The TEM images were presented in Figure 4 and Supplementary Figures S1, S2. The average diameter of the metal particles on the catalysts was listed in Table 1. Pt species on Pt/SBA-15 aggregated into large particles with low dispersion, and the average particle size was 13.1 nm. There were only a small amount of metal particles observed on Ni/SBA-15, indicating that part of Ni species could be introduced into the silica framework of SBA-15 (Tao et al., 2016). The composite Pt-Ni resulted in high dispersion of metal particles on Pt-Ni/SBA-15, and the average particle size (6.7 nm) was obviously smaller than pure Pt particles. However, the majority of metal particles of Pt-Ni/SBA-15 intensively grew on the edge of SBA-15, rather than being evenly distributed on the tunnel of SBA-15. These results indicated that the metal ions might migrate to the surface and agglomerate during the ordinary incipient impregnation process, which limited the metal dispersion and decreased the metal atom utilization to some extent (Chang et al., 2020). For PtNi/SBA-15 catalyst, small metal particles with 5.8 nm of average diameter were uniformly distributed on SBA-15, which could be attributed to the fact that PVP played an important role in the novel synthesis method of PtNi/SBA-15. In the hydrothermal synthesis process, PVP, as surfactant with the isolation function, contributed to form PtNi nanoalloys and control the PtNi alloys size, and structure (Xu et al., 2014).
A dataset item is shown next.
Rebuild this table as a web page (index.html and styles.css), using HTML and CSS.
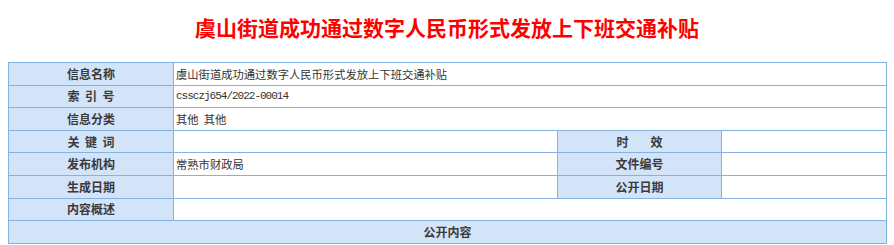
FILE: index.html
```html
<!DOCTYPE html>
<html lang="zh-CN">
<head>
<meta charset="utf-8">
<title>信息公开</title>
<link rel="stylesheet" href="styles.css">
</head>
<body>
<div class="page">
  <h1 class="title">虞山街道成功通过数字人民币形式发放上下班交通补贴</h1>
  <table class="info">
    <colgroup>
      <col class="c1"><col class="c2"><col class="c3"><col class="c4">
    </colgroup>
    <tr><th>信息名称</th><td colspan="3">虞山街道成功通过数字人民币形式发放上下班交通补贴</td></tr>
    <tr><th>索&nbsp;&nbsp;引&nbsp;&nbsp;号</th><td colspan="3" class="mono">cssczj654/2022-00014</td></tr>
    <tr><th>信息分类</th><td colspan="3">其他&nbsp; 其他</td></tr>
    <tr><th>关&nbsp;&nbsp;键&nbsp;&nbsp;词</th><td></td><th>时&nbsp;&nbsp;&nbsp;&nbsp;&nbsp;&nbsp;&nbsp;&nbsp;效</th><td></td></tr>
    <tr><th>发布机构</th><td>常熟市财政局</td><th>文件编号</th><td></td></tr>
    <tr><th>生成日期</th><td></td><th>公开日期</th><td></td></tr>
    <tr><th>内容概述</th><td colspan="3"></td></tr>
    <tr><th colspan="4">公开内容</th></tr>
  </table>
</div>
</body>
</html>
```

FILE: styles.css
```css
html, body {
  margin: 0;
  padding: 0;
  background: #ffffff;
}

.page {
  padding: 0 8px;
}

.title {
  margin: 0;
  padding-top: 13px;
  height: 62px;
  box-sizing: border-box;
  text-align: center;
  font-family: "Noto Sans CJK SC", "Noto Sans", sans-serif;
  font-weight: bold;
  font-size: 21px;
  line-height: 28px;
  color: #ff0000;
}

.info {
  width: 878px;
  border-collapse: collapse;
  table-layout: fixed;
  font-family: "Noto Sans CJK SC", "Noto Sans", sans-serif;
}

.c1 { width: 165px; }
.c2 { width: 384px; }
.c3 { width: 164px; }
.c4 { width: 165px; }

.info tr {
  height: 22.6px;
}

.info th,
.info td {
  border: 1px solid #83b2e3;
  padding: 0 2px;
  line-height: 16px;
  vertical-align: middle;
}

.info th {
  background: #d3e3f8;
  color: #3a3a3a;
  font-size: 12px;
  font-weight: bold;
  text-align: center;
}

.info td {
  background: #ffffff;
  color: #333333;
  font-size: 11.3px;
  text-align: left;
}

.info td.mono {
  font-family: "Liberation Mono", "DejaVu Sans Mono", monospace;
  font-size: 11px;
  letter-spacing: -1px;
}
```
In the impregnation and calcination process, the use of PVP prevented the aggregation of metal particles and successfully fixed the metal particles in the SBA-15 pores channel, which inhibited their migration onto the surface (Chang et al., 2020). Furthermore, the smaller particle size of PtNi/SBA-15 would further increase the metal atom utilization and the active catalytic surface, which could minimize the metal usage and made the PtNi/SBA-15 catalyst more ecologically friendly while maintaining the efficient catalytic performance.

FIGURE 4

FIGURE 4. TEM images, HRTEM images, FFT diffraction diagrams, and EDX mappings of the synthesized catalysts.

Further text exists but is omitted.